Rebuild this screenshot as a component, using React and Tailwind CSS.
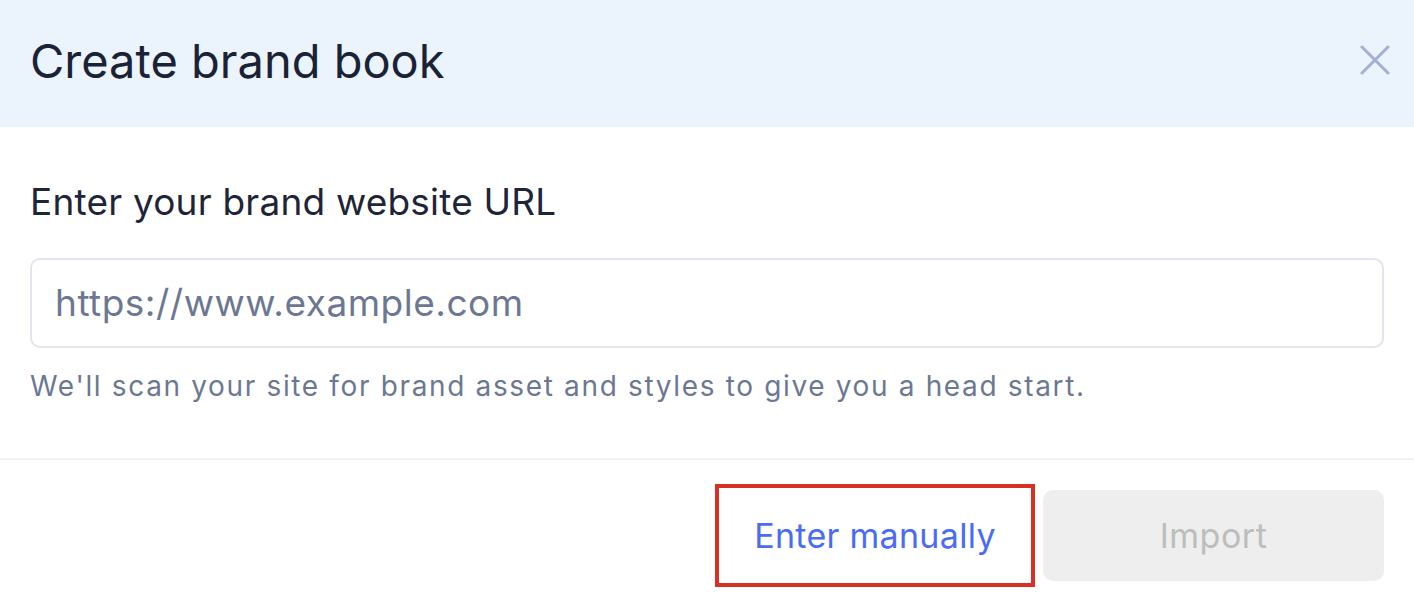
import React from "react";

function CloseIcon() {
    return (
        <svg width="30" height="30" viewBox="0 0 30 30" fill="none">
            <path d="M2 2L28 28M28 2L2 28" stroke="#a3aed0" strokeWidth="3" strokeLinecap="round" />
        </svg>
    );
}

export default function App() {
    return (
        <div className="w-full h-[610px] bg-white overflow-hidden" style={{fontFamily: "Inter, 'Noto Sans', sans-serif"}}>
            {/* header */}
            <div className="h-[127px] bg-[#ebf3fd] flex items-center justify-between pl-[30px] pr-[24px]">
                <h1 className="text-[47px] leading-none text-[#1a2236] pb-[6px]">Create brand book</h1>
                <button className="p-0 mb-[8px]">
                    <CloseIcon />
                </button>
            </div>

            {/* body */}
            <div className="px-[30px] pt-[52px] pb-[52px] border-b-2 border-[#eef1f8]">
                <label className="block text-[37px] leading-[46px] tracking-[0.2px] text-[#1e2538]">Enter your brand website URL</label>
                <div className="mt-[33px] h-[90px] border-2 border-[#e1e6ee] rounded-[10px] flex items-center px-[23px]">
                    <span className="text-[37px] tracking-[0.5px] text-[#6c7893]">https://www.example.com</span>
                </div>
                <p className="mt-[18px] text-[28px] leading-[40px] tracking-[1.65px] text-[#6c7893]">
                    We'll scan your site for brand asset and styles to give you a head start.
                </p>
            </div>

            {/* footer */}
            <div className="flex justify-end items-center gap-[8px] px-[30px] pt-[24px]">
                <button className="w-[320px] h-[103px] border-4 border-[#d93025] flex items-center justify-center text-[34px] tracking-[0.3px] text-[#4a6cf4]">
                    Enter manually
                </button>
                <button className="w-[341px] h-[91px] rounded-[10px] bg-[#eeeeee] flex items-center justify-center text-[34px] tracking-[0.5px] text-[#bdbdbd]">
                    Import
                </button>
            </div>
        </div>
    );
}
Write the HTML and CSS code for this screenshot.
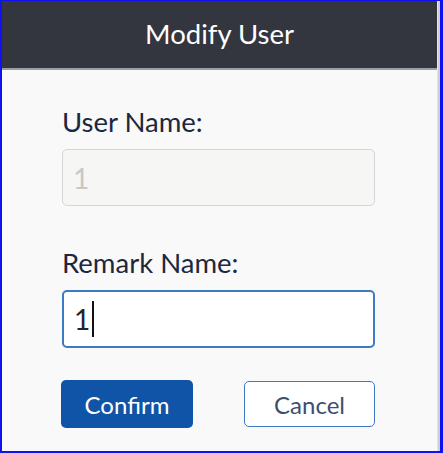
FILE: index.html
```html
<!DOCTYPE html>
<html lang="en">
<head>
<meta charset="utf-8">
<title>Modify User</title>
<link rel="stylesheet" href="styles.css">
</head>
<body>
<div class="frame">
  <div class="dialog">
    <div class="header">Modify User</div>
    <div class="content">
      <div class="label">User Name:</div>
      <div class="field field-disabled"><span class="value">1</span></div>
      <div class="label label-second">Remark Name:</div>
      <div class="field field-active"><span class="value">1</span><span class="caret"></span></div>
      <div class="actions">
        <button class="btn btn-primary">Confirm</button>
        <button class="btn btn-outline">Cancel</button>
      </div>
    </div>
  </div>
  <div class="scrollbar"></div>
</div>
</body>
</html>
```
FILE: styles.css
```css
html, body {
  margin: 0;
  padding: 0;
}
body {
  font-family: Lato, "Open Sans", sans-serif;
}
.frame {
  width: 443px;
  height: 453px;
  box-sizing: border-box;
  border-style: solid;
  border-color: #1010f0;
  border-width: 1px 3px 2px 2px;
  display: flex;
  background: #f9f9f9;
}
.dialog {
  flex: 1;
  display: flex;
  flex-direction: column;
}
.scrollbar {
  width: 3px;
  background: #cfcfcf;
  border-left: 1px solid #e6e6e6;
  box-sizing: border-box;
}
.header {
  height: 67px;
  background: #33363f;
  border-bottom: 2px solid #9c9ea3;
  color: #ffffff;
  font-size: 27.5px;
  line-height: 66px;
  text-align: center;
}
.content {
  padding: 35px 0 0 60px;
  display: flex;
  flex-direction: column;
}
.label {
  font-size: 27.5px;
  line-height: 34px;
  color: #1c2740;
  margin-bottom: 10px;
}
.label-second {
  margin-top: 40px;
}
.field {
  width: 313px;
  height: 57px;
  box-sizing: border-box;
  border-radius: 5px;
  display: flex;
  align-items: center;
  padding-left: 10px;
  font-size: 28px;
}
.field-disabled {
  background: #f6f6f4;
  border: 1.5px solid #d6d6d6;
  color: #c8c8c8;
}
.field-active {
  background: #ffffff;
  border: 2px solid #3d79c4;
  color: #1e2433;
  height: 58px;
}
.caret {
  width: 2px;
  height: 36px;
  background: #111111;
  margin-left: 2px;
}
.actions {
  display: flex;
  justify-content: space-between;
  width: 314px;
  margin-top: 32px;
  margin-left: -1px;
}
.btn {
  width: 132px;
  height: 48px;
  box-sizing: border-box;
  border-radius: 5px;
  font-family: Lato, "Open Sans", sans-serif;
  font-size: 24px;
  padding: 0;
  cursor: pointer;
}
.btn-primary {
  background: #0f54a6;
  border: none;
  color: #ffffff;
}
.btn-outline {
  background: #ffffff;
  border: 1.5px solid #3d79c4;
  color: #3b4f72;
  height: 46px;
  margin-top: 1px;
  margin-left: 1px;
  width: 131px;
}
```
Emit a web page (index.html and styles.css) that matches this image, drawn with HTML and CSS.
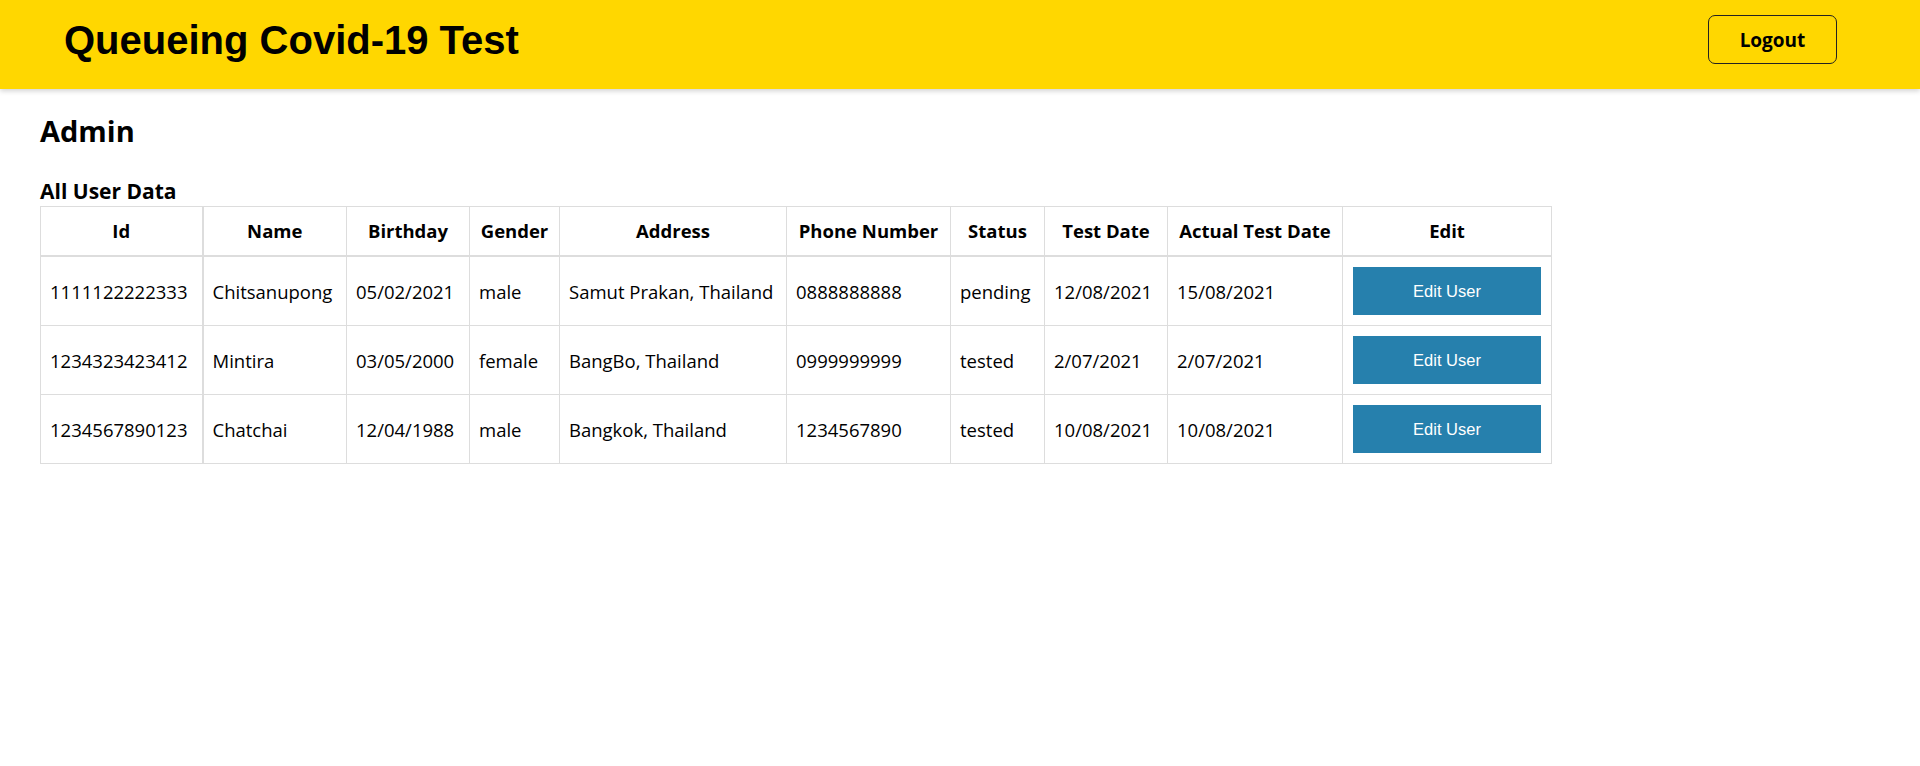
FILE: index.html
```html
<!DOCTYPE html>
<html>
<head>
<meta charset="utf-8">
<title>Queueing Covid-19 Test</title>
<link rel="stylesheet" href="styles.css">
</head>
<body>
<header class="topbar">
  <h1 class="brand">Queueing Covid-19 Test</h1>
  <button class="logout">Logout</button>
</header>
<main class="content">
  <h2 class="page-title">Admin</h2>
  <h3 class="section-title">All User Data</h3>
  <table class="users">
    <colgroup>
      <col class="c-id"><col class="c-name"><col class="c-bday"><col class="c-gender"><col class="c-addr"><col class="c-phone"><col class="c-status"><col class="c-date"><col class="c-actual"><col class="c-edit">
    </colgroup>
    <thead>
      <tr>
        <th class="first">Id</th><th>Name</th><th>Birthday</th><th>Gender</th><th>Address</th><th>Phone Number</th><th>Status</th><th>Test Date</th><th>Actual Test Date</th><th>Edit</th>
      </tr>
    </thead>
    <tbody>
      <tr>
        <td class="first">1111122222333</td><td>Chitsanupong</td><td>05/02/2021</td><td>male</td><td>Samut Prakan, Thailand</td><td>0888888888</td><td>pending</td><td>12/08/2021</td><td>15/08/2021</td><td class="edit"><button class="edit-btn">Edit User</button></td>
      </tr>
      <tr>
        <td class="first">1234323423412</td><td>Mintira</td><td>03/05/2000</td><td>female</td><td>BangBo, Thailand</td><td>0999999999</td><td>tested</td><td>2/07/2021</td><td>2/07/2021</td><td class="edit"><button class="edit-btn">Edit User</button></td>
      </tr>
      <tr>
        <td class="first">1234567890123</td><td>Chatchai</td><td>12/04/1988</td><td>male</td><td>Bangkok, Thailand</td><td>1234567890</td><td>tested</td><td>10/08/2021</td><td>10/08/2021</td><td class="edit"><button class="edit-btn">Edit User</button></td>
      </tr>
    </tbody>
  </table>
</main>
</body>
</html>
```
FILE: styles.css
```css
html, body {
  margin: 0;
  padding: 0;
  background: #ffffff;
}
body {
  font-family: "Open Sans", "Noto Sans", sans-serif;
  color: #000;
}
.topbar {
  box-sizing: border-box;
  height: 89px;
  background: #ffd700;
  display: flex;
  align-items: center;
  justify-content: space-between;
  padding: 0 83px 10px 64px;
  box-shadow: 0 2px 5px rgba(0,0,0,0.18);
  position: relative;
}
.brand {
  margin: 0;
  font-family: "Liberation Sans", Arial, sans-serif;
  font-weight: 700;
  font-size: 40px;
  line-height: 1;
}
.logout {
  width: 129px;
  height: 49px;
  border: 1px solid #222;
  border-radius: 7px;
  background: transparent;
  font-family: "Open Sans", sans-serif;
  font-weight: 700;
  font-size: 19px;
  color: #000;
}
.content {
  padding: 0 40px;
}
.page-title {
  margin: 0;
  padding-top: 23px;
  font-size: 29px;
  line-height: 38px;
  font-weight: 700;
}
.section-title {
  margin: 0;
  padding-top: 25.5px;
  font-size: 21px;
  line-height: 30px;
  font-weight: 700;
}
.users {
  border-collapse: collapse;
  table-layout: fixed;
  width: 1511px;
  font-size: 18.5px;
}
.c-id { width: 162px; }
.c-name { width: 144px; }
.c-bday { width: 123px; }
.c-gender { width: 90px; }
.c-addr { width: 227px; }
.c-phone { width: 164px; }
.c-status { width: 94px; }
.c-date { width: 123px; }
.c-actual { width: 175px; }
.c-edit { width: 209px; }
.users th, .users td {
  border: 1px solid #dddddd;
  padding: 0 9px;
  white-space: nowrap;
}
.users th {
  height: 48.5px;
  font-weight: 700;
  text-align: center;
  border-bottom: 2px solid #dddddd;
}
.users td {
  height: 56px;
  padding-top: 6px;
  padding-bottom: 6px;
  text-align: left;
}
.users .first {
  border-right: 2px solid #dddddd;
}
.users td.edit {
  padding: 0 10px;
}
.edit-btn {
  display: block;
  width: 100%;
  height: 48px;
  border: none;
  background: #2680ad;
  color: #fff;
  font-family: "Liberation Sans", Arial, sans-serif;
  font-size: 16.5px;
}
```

**Description of the task:**
Show all lines in the entries above where the string "React" appears.

**Answer to this task:**
Rebuild this screenshot as a component, using React and Tailwind CSS.
import React from "react";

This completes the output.